• _Exercise instructions_
Across the listing below, how many lines hold "styles"? Reply with the number by itself.

• _Source material_
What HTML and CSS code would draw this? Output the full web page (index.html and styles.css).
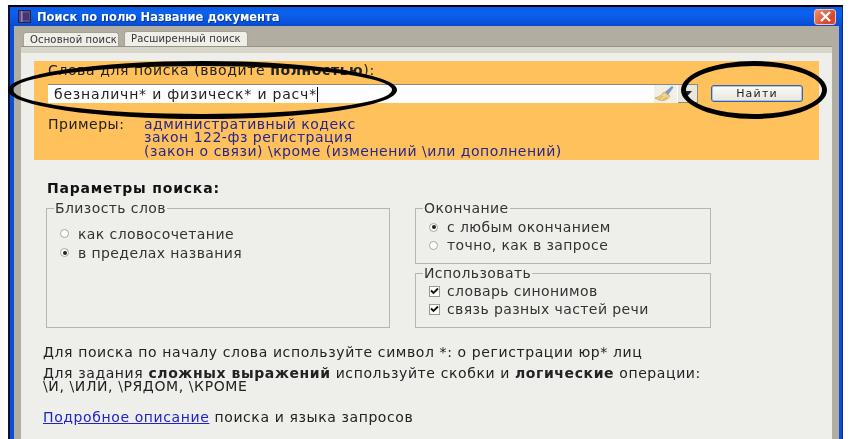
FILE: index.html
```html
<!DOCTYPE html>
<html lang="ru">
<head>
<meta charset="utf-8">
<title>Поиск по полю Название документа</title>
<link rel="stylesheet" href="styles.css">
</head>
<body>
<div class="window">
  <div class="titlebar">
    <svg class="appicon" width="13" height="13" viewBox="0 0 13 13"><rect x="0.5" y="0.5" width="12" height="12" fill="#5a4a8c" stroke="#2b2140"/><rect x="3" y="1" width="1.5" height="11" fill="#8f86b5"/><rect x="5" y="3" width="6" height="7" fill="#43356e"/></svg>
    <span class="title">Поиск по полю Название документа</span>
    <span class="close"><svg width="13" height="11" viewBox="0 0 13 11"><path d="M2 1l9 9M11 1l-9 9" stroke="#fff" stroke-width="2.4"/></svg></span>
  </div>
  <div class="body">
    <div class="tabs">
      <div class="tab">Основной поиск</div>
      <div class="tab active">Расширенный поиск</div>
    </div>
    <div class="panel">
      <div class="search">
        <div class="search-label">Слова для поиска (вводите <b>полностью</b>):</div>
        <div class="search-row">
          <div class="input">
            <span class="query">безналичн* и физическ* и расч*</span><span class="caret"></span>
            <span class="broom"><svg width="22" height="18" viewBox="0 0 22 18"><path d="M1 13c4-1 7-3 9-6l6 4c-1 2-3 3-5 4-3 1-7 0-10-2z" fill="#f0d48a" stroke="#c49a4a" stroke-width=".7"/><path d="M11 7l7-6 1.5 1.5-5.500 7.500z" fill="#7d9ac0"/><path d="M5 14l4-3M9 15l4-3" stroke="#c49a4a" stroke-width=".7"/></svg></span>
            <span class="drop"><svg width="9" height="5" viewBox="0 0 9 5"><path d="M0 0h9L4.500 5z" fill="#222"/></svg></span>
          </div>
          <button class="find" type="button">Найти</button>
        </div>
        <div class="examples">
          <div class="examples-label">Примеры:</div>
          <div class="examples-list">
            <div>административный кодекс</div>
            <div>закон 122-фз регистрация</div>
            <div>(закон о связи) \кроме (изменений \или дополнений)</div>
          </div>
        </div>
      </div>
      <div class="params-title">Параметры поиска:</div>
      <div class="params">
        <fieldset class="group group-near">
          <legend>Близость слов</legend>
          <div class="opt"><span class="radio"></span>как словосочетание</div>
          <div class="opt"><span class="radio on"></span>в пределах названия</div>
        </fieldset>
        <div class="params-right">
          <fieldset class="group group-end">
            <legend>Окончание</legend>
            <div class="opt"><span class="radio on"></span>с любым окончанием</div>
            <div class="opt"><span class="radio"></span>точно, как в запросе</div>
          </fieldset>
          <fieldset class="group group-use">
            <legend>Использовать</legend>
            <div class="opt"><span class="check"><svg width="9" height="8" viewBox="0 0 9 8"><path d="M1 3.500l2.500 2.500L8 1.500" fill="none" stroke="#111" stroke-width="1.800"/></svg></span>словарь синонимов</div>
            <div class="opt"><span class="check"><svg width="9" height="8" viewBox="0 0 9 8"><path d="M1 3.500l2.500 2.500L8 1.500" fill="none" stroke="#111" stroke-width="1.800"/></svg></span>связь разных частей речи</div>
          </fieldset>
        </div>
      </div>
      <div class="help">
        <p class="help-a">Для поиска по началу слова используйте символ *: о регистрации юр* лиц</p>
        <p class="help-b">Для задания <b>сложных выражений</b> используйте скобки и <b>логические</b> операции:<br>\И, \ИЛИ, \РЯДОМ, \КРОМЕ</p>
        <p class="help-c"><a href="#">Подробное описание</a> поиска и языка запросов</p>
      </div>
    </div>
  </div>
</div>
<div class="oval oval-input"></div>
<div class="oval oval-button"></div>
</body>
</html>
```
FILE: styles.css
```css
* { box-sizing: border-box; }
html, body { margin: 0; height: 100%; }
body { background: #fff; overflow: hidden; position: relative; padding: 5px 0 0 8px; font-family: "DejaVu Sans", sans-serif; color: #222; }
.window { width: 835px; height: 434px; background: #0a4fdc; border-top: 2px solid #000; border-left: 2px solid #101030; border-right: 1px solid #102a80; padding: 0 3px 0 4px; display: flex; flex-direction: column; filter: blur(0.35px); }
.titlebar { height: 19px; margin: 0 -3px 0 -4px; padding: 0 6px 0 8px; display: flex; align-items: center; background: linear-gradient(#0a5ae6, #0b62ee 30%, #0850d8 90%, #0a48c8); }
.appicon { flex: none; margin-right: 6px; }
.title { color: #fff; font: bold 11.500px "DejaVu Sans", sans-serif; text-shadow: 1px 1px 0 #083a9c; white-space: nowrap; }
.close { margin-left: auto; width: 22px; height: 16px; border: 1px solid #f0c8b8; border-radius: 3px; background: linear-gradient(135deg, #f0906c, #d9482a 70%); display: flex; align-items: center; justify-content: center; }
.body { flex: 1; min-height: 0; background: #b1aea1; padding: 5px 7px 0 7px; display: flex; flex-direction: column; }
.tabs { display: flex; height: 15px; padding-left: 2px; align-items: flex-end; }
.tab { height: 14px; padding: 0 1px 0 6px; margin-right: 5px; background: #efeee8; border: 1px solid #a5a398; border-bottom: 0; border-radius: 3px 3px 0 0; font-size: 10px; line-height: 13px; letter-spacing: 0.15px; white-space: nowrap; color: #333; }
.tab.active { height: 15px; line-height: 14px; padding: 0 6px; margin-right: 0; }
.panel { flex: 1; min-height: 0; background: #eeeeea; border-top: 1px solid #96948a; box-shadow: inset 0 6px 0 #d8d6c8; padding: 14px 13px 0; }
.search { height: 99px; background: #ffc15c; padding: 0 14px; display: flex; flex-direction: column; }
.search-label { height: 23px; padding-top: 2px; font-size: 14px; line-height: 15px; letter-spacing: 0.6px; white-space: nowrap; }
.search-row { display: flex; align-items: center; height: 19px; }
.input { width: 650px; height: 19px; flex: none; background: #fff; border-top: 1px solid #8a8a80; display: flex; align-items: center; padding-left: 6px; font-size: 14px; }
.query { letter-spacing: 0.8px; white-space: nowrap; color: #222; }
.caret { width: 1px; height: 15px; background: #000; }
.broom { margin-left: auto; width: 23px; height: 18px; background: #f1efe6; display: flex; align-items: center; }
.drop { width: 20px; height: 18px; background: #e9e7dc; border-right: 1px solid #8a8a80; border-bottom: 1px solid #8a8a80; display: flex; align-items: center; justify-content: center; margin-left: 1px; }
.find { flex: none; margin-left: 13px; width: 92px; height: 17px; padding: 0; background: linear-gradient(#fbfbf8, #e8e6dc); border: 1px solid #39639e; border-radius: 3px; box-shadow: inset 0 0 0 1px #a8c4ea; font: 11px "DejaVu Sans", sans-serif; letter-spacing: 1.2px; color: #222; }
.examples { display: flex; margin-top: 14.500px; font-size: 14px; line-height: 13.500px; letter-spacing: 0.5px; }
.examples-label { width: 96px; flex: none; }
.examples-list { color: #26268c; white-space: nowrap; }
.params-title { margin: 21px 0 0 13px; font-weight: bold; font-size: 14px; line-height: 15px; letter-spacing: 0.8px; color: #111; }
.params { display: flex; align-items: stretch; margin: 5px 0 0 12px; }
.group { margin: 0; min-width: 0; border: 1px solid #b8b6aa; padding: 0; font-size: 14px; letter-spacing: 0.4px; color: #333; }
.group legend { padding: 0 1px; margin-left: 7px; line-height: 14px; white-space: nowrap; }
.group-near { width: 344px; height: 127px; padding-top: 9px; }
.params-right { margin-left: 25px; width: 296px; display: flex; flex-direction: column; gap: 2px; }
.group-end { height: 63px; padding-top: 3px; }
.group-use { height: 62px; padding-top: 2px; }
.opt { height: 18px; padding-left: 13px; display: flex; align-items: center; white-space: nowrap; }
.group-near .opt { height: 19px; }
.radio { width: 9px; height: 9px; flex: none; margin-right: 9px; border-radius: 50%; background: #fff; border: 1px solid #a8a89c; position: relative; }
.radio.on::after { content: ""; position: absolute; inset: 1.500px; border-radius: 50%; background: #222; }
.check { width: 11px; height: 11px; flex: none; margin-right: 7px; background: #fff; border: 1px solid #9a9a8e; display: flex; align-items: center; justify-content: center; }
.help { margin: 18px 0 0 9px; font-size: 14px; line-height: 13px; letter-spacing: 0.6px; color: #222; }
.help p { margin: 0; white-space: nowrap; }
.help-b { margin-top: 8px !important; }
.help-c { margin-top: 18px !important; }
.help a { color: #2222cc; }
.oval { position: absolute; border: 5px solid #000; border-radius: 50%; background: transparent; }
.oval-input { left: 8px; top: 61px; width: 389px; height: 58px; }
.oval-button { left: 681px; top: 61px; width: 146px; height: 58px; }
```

• _Response to this task_
3